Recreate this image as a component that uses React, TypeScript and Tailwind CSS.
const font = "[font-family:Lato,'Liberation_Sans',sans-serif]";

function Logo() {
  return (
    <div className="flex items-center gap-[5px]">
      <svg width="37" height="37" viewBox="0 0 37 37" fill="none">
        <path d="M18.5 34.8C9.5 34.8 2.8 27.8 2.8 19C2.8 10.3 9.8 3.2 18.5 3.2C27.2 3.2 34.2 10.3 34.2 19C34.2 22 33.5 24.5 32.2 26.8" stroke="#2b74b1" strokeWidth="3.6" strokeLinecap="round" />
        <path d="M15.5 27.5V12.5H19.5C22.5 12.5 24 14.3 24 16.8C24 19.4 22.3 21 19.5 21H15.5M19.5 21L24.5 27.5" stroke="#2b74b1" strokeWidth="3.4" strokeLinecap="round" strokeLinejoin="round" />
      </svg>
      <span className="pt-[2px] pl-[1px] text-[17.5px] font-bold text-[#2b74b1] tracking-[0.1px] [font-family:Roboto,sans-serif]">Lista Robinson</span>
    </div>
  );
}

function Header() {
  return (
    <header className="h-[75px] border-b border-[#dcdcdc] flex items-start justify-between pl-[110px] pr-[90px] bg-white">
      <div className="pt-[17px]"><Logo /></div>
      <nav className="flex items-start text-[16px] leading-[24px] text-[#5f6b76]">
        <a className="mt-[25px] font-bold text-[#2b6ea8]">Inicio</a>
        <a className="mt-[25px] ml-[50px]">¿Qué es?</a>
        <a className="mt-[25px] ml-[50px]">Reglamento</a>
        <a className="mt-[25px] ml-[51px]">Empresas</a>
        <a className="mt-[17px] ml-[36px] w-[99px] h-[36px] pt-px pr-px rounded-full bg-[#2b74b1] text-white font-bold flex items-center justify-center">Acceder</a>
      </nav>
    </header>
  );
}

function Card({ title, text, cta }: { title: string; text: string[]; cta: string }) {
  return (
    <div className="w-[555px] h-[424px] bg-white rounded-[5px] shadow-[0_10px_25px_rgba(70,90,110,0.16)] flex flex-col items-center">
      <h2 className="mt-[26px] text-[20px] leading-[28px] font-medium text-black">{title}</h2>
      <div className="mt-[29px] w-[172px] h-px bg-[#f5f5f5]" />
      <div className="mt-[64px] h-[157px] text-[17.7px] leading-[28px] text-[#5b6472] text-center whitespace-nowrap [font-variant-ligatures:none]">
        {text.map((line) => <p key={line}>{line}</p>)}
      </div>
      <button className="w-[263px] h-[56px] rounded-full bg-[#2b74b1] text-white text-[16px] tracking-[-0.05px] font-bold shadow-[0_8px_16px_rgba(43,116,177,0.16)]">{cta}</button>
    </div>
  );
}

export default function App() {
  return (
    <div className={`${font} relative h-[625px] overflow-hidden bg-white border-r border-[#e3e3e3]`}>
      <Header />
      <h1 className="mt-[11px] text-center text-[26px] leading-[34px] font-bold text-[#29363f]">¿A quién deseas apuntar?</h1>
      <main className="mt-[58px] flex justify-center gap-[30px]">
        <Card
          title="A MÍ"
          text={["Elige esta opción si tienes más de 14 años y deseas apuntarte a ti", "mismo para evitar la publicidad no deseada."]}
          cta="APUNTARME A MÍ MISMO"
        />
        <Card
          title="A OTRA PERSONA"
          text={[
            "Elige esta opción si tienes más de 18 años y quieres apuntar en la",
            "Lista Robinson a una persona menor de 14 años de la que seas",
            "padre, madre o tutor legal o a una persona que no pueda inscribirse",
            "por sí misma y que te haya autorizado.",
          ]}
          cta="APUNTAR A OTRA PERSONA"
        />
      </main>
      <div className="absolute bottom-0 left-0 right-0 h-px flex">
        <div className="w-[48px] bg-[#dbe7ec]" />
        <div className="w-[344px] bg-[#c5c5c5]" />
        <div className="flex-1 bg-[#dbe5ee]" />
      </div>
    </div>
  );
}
--*--
Stated task
Each line of the listing should be copied exactly.

Answer for the task
Recreate this image as a component that uses React, TypeScript and Tailwind CSS.
const font = "[font-family:Lato,'Liberation_Sans',sans-serif]";

function Logo() {
  return (
    <div className="flex items-center gap-[5px]">
      <svg width="37" height="37" viewBox="0 0 37 37" fill="none">
        <path d="M18.5 34.8C9.5 34.8 2.8 27.8 2.8 19C2.8 10.3 9.8 3.2 18.5 3.2C27.2 3.2 34.2 10.3 34.2 19C34.2 22 33.5 24.5 32.2 26.8" stroke="#2b74b1" strokeWidth="3.6" strokeLinecap="round" />
        <path d="M15.5 27.5V12.5H19.5C22.5 12.5 24 14.3 24 16.8C24 19.4 22.3 21 19.5 21H15.5M19.5 21L24.5 27.5" stroke="#2b74b1" strokeWidth="3.4" strokeLinecap="round" strokeLinejoin="round" />
      </svg>
      <span className="pt-[2px] pl-[1px] text-[17.5px] font-bold text-[#2b74b1] tracking-[0.1px] [font-family:Roboto,sans-serif]">Lista Robinson</span>
    </div>
  );
}

function Header() {
  return (
    <header className="h-[75px] border-b border-[#dcdcdc] flex items-start justify-between pl-[110px] pr-[90px] bg-white">
      <div className="pt-[17px]"><Logo /></div>
      <nav className="flex items-start text-[16px] leading-[24px] text-[#5f6b76]">
        <a className="mt-[25px] font-bold text-[#2b6ea8]">Inicio</a>
        <a className="mt-[25px] ml-[50px]">¿Qué es?</a>
        <a className="mt-[25px] ml-[50px]">Reglamento</a>
        <a className="mt-[25px] ml-[51px]">Empresas</a>
        <a className="mt-[17px] ml-[36px] w-[99px] h-[36px] pt-px pr-px rounded-full bg-[#2b74b1] text-white font-bold flex items-center justify-center">Acceder</a>
      </nav>
    </header>
  );
}

function Card({ title, text, cta }: { title: string; text: string[]; cta: string }) {
  return (
    <div className="w-[555px] h-[424px] bg-white rounded-[5px] shadow-[0_10px_25px_rgba(70,90,110,0.16)] flex flex-col items-center">
      <h2 className="mt-[26px] text-[20px] leading-[28px] font-medium text-black">{title}</h2>
      <div className="mt-[29px] w-[172px] h-px bg-[#f5f5f5]" />
      <div className="mt-[64px] h-[157px] text-[17.7px] leading-[28px] text-[#5b6472] text-center whitespace-nowrap [font-variant-ligatures:none]">
        {text.map((line) => <p key={line}>{line}</p>)}
      </div>
      <button className="w-[263px] h-[56px] rounded-full bg-[#2b74b1] text-white text-[16px] tracking-[-0.05px] font-bold shadow-[0_8px_16px_rgba(43,116,177,0.16)]">{cta}</button>
    </div>
  );
}

export default function App() {
  return (
    <div className={`${font} relative h-[625px] overflow-hidden bg-white border-r border-[#e3e3e3]`}>
      <Header />
      <h1 className="mt-[11px] text-center text-[26px] leading-[34px] font-bold text-[#29363f]">¿A quién deseas apuntar?</h1>
      <main className="mt-[58px] flex justify-center gap-[30px]">
        <Card
          title="A MÍ"
          text={["Elige esta opción si tienes más de 14 años y deseas apuntarte a ti", "mismo para evitar la publicidad no deseada."]}
          cta="APUNTARME A MÍ MISMO"
        />
        <Card
          title="A OTRA PERSONA"
          text={[
            "Elige esta opción si tienes más de 18 años y quieres apuntar en la",
            "Lista Robinson a una persona menor de 14 años de la que seas",
            "padre, madre o tutor legal o a una persona que no pueda inscribirse",
            "por sí misma y que te haya autorizado.",
          ]}
          cta="APUNTAR A OTRA PERSONA"
        />
      </main>
      <div className="absolute bottom-0 left-0 right-0 h-px flex">
        <div className="w-[48px] bg-[#dbe7ec]" />
        <div className="w-[344px] bg-[#c5c5c5]" />
        <div className="flex-1 bg-[#dbe5ee]" />
      </div>
    </div>
  );
}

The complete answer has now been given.